As a simplified example, imagine your net income is 3000 euro per month and inflation is 50% and you own a house. Your mortgage goes up, your food goes up, bills, insurance, petrol, sundry items, travel etc. If you spent 1500 euro a month keeping afloat, next year you pay 2250 keeping a float, but your wages have remained static. The following year, you have to spend 3375 a month to keep afloat. You can’t do this, so you cut back. You get rid of your mobile phone, you have a cold house, you shop at Aldi and for cheaper stuff bought in bulk, you don’t eat out, you don’t go out. You can knock your expenses down to 2000 Euro a month. The following year you have to spend 3000 to keep alive, the fourth year you have to spend 4500. You can’t afford this, so you tap your savings. You aren’t spending on stuff anymore, you are keeping alive. Jobs vanish as you aren’t paying for them (including maybe yours). In this environment nobody buys a house because 1. they can’t afford to and 2. the spectre of unemployment destroys all potential purchases. Asset prices drop further.

It is a complete and utter nightmare and an impoverishment of everyone. The winners are those with massive cash savings (not fully tapped out) who can ride out the storm and wait until the debtor nations reindustrialise and become creditors again whereby they can buy assets for peanuts.

Again, I hope my interpretation of this is wrong.

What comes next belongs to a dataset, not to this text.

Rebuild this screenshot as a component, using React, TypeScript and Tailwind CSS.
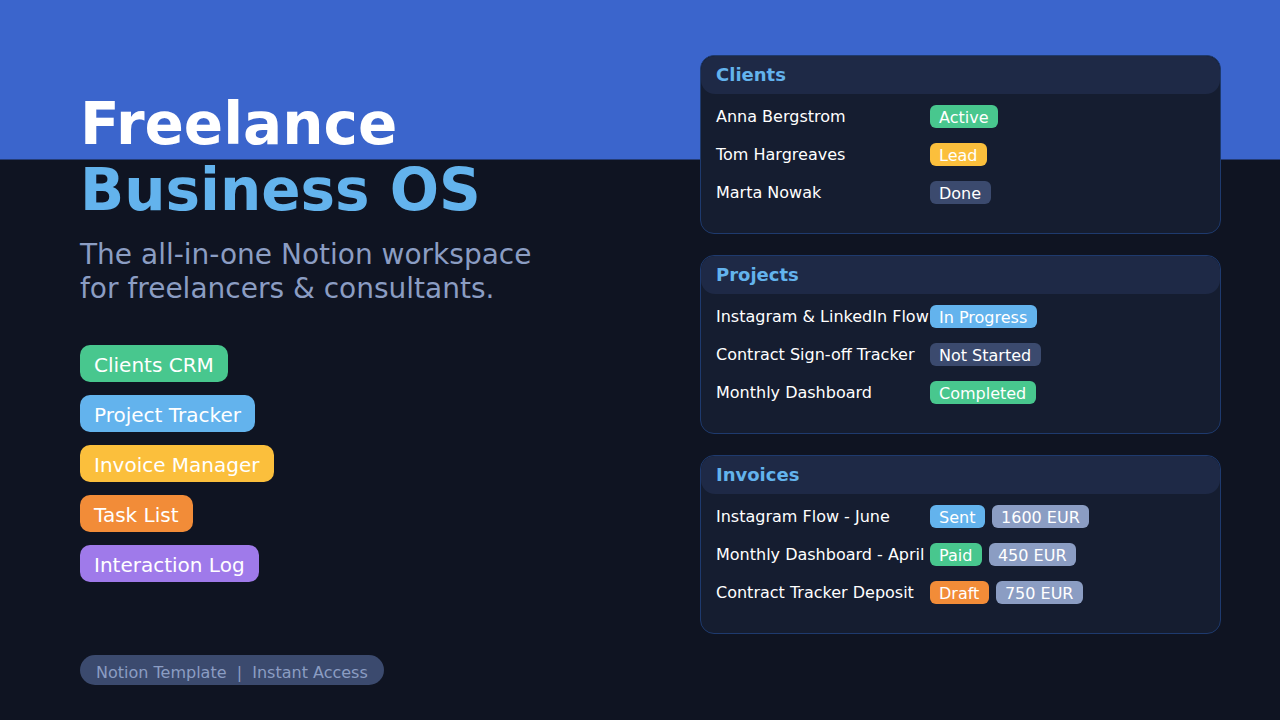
const chips = [
  { label: "Clients CRM", cls: "bg-[#48c78e]" },
  { label: "Project Tracker", cls: "bg-[#63b3ed]" },
  { label: "Invoice Manager", cls: "bg-[#fbbf3c]" },
  { label: "Task List", cls: "bg-[#f28c38]" },
  { label: "Interaction Log", cls: "bg-[#9f7aea]" },
];

const G = "bg-[#48c78e]";
const B = "bg-[#63b3ed]";
const Y = "bg-[#fbbf3c]";
const N = "bg-[#3b4a6e]";
const O = "bg-[#f28c38]";
const S = "bg-[#8b9dc3]";

type Row = { name: string; tags: [string, string][] };
const cards: { title: string; rows: Row[] }[] = [
  {
    title: "Clients",
    rows: [
      { name: "Anna Bergstrom", tags: [["Active", G]] },
      { name: "Tom Hargreaves", tags: [["Lead", Y]] },
      { name: "Marta Nowak", tags: [["Done", N]] },
    ],
  },
  {
    title: "Projects",
    rows: [
      { name: "Instagram & LinkedIn Flow", tags: [["In Progress", B]] },
      { name: "Contract Sign-off Tracker", tags: [["Not Started", N]] },
      { name: "Monthly Dashboard", tags: [["Completed", G]] },
    ],
  },
  {
    title: "Invoices",
    rows: [
      { name: "Instagram Flow - June", tags: [["Sent", B], ["1600 EUR", S]] },
      { name: "Monthly Dashboard - April", tags: [["Paid", G], ["450 EUR", S]] },
      { name: "Contract Tracker Deposit", tags: [["Draft", O], ["750 EUR", S]] },
    ],
  },
];

export default function App() {
  return (
    <div className="w-[1280px] h-[720px] overflow-hidden flex justify-between bg-[linear-gradient(#3b65cc_159px,#0f1422_160px)] font-['DejaVu_Sans',sans-serif] text-white">
      <div className="pl-20 pt-[91px] flex flex-col">
        <h1 className="text-[58px] leading-[66px] font-bold">
          <div>Freelance</div>
          <div className="text-[#63b3ed]">Business OS</div>
        </h1>
        <p className="mt-[15px] text-[28px] leading-[34px] text-[#8b9dc3]">
          The all-in-one Notion workspace
          <br />
          for freelancers &amp; consultants.
        </p>
        <div className="mt-[39px] flex flex-col items-start gap-[13px]">
          {chips.map((c) => (
            <div key={c.label} className={`${c.cls} h-[37px] pl-[14px] pr-[14.5px] rounded-[10px] text-[20px] leading-[41px] whitespace-nowrap`}>
              {c.label}
            </div>
          ))}
        </div>
        <div className="mt-[73px] self-start h-[30px] px-4 rounded-[15px] bg-[#3b4a6e] text-[#8b9dc3] text-[16px] leading-[36px] whitespace-pre">
          Notion Template  |  Instant Access
        </div>
      </div>
      <div className="mr-[59px] pt-[55px] w-[521px] flex flex-col gap-[21px]">
        {cards.map((card) => (
          <section key={card.title} className="h-[179px] rounded-[14px] border border-[#1e3a6e] bg-[#151d30] overflow-hidden">
            <div className="h-[38px] px-[15px] bg-[#1e2946] rounded-[14px] text-[#63b3ed] font-bold text-[18px] leading-[38px]">
              {card.title}
            </div>
            <div className="pt-[11px] pl-[15px] flex flex-col gap-[14px]">
              {card.rows.map((r) => (
                <div key={r.name} className="flex h-[24px] items-start">
                  <div className="w-[214px] shrink-0 text-[16px] leading-[24px] whitespace-nowrap">{r.name}</div>
                  <div className="flex gap-[7px]">
                    {r.tags.map(([t, cls]) => (
                      <span key={t} className={`${cls} h-[23px] pl-[9px] pr-[9.6px] rounded-[6px] text-[16px] leading-[25.5px] whitespace-nowrap`}>
                        {t}
                      </span>
                    ))}
                  </div>
                </div>
              ))}
            </div>
          </section>
        ))}
      </div>
    </div>
  );
}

In any event we can look forward to a rebirth in new technology and a reindustrialisation.

I have a lot more thoughts on this especially regarding debt as money, but that’s a for another possible thread.


#16

Going back to the when issue of serious inflation, some commentators think 2 to 3 years, others think 5 years and some think 6 months to a year.

I don’t know. I think 5 years is too long. It could be a couple of years. I’m not taking any chances though.

Here is the 5 year prediction:

itulip.com/forums/showthread.php?t=5986


#17

For interested propertypinnners, here is the Iceland example. The question is how soon will it happen to us?

bloomberg.com/apps/news?pid= … refer=home


#18

Here is what the creditors think of the US bailout and its record amount of debt. Dated 24 September

Default anyone? lol

[
bloomberg.com/apps/news?pid= … M&refer=us]()


#19

Itulip’s take on capital flight. The problem is it doesn’t say at what stage we are at. I assume their hedge is gold, but I’m not sure as I am not a subscriber.